Australia, no doubt, was leavened largely by men who knew and loved Dickens, men who imbibed his hatred of shams and humbugs of all sorts, and who wanted freer and better conditions—who wanted to help the poor to live in some other fashion than on the edge of destitution, and to have some other place to look to than the workhouse. Dickens, in this way, did more than a little towards making Australia democracy what it is.

A final observation from Coral Lansbury about Dickens (who remains, in the words of an admirer, the actor Simon Callow, “richly and eternally unfathomable”) is difficult to resist: “It could be argued that Dickens was determined to see Australia become a working man’s country since he had no intention of allowing England to become one.”

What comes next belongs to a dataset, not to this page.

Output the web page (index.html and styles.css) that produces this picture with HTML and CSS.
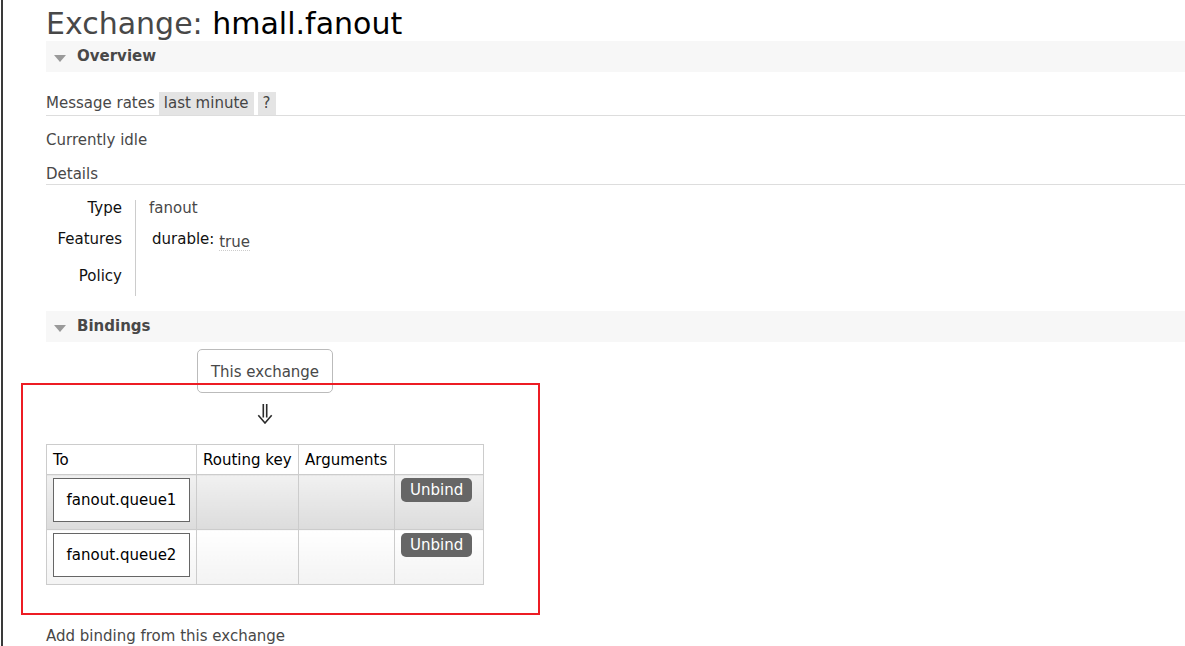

Mark McGinness, an Australian living in the United Arab Emirates, wrote (separately) on P.G. Wodehouse, Des Sturgess QC and John Henry Newman in Quadrant last year

 

2 thoughts on “Boz and Oz: The Australia Charles Dickens Created

  • sfw says:

    Lovely essay, I love Dickens, I’m certain that few read him now, except for old buggers like me. I’m rereading ‘Bleak House’ at the moment, it’s wonderful. I’ve tried many times to get my children and other younger relatives to read him, but they rarely read and thick books with old style language just makes their eyes glaze. Dickens will be all but forgotten in another twenty years.

  • Doubting Thomas says:

    I’m a Dickens fan. ‘Bleak House’ is my absolute favourite of all his novels. I’ve tried to explain to my grand-children that much of our social history is encapsulated in Dickens’s novels in a far more digestible fashion. Too hard. No instant gratification. So sad.